Minia Biabiany Volcans et Territoires CDST 2024

Est – il pertinent d’évoquer, devant certains artefacts, une forme de primitivisme contemporain ?

On sait les débats et polémiques qu’ont suscité ce terme de primitivisme et l’exposition de William Rubin.  Cette appropriation créatrice contribue ici à reconnecter l’artiste à son héritage culturel amérindien de même que l’intervention de l’archéologue-anthropologue Benoît Bérard contextualise cette résidence et l’inscription de la démarche de l’artiste dans sa relation avec le territoire, souligne le lien entre des productions anciennes de céramique retrouvées lors de fouilles archéologiques et la création contemporaine.
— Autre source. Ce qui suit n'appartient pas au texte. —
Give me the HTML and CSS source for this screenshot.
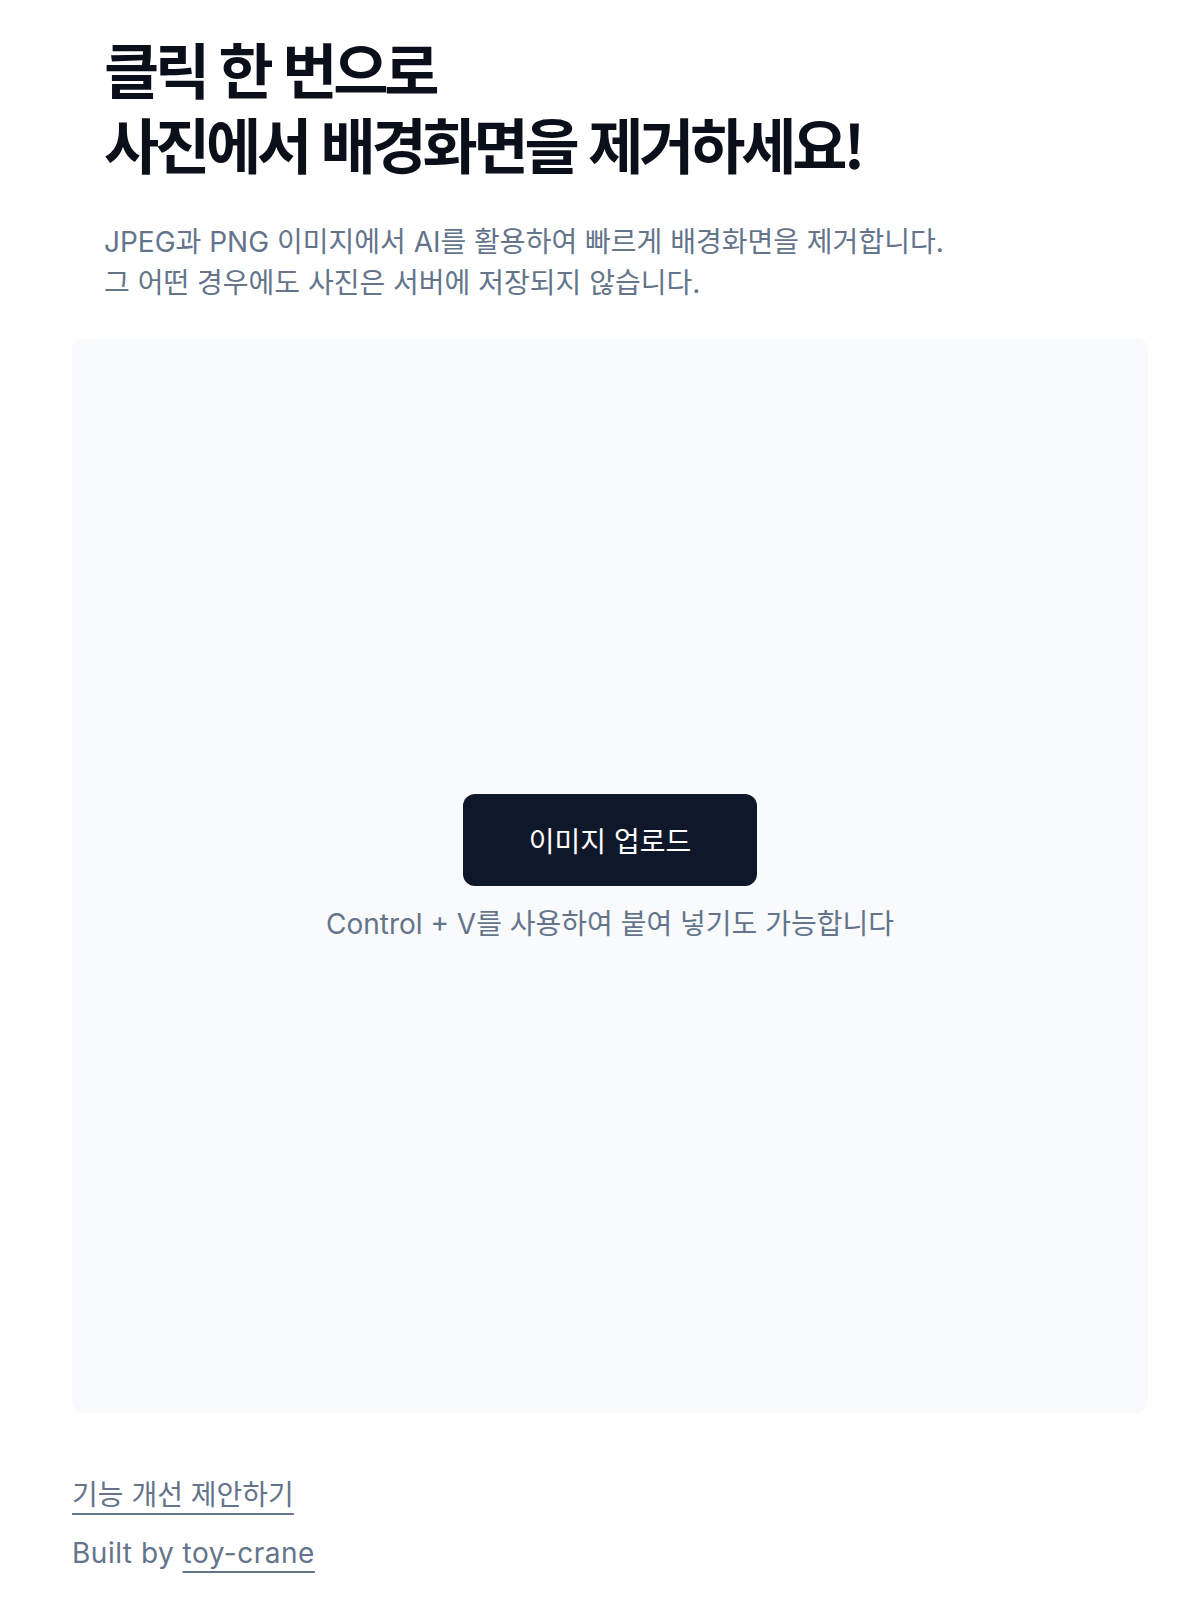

Le CRAA, Centre de recherche en art actuel, présidé par Bruno Creuzet, épaulé par Henri Tauliaut et Jean- Marc Bullet a été créé en novembre 2018. Ce collectif d’artistes et de chercheurs a pour objectif de redynamiser les liens que l’art contemporain entretient avec les mondes de la recherche et de la culture en Martinique, de donner l’opportunité de travailler et de partager autour de problématiques artistiques dans des domaines tels que l’anthropologie, l’art, les sciences et les cultures numériques. L’association a aussi pour objectif de contribuer à amener les pratiques artistiques de la Martinique vers une reconnaissance internationale et de créer un lieu de résidence capable de répondre aux besoins d’artistes internationaux.

Pour cette résidence, le CRAA a choisi d’inviter Minia Biabiany. Minia Biabiany (1988, Guadeloupe) est une artiste visuelle qui vit et travaille en Guadeloupe. Elle a étudié à l’Ecole Nationale Supérieure des Beaux-Arts de Lyon en France. Elle a reçu  le prix Sciences  Po Paris pour l’art contemporain en 2019.Son travail a été présenté à la Xe Biennale de Berlin, à TEOR/éTica à San José au Costa Rica, à Witte de Wite à Rotterdam, à Cràter Invertido à Mexico, à SIGNAL à Malmö, au Mémorial ACTe en Guadeloupe, au Centro León à Santiago en République Dominicaine, au Corcoran à Washington, à la Verrière à Bruxelles  En 2022, elle a présenté une exposition personnelle au Palais de Tokyo à Paris et sa première monographie multilingue Ritmo Volcan est parue aux éditions Temblores.